家庭や学校、職場やサークルなど、社会で生じる「トラウマ」の多くは、連鎖していく傾向にある。
無意識に受け継いでしまった「トラウマ」こそが、現代を生きる人々の生きづらさの大きな要因のひとつではないだろうか。
そんな「トラウマ」の連鎖を防ぐ手立てを導き出したい。
「どうしてわかってくれないんだ!」
関東在住の中村カズノリさん(現在44歳)は、27歳のときに友だちの紹介で3歳年下の女性と知り合い、28歳で入籍。ところが入籍から2年目、結婚式を挙げた直後に、妻の不倫が発覚した。不倫相手は中村さんも顔馴染みの男性で、近所に住んでいた中村さんと妻の共通の友人が教えてくれた。
「当時は仕事が忙しくて妻と会話らしい会話もままならず、たまのコミュニケーションも上手くできていなかったという負い目はありました。でも、結婚式を挙げた直後のタイミングでの不倫発覚は、私にとってものすごくショックな出来事でした……」
2人は何度も話し合い、妻の方にも事情があったということを理解した中村さんは、今回の不倫については水に流し、「またお互い信用を構築し直していこう」というところに落ち着いた。
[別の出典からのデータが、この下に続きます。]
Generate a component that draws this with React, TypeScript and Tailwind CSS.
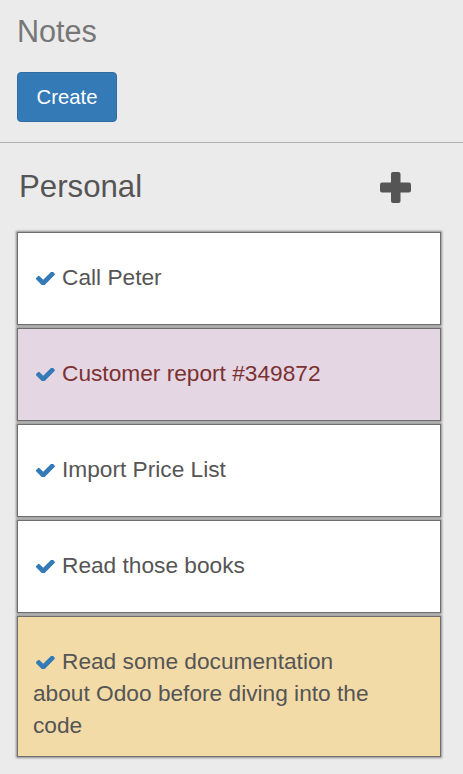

しかし「不倫された」という事実はなかなか忘れられるものではない。辛い気持ちが上手く消化できず、それは日に日に大きくなっていった。
それからだった。
気がつけば中村さんは、「モラルハラスメント」をするようになってしまっていた。
「世間一般で『モラハラ』と呼ばれる行為には様々なものがありますが、私は、無視、大声で怒鳴る、物に当たる、相手の価値観や能力の否定、相手に自分が悪いと思わせる……といった行為をしてしまっていました」
民法では不貞行為の時効は3年。これを過ぎると不倫相手への慰謝料の請求は難しくなる。だから逆に「3年経ったら本当の意味で水に流せる」そんなことを考えていたと中村さんは言う。
そして不倫発覚からあと少しで3年という頃、運命の日は訪れた。
中村さんは妻との意見の食い違いから口論になり、爆発。
「どうしてわかってくれないんだ!!!!」
あらん限りの声で叫び、鬼の形相で本棚の本をぶちまけていた。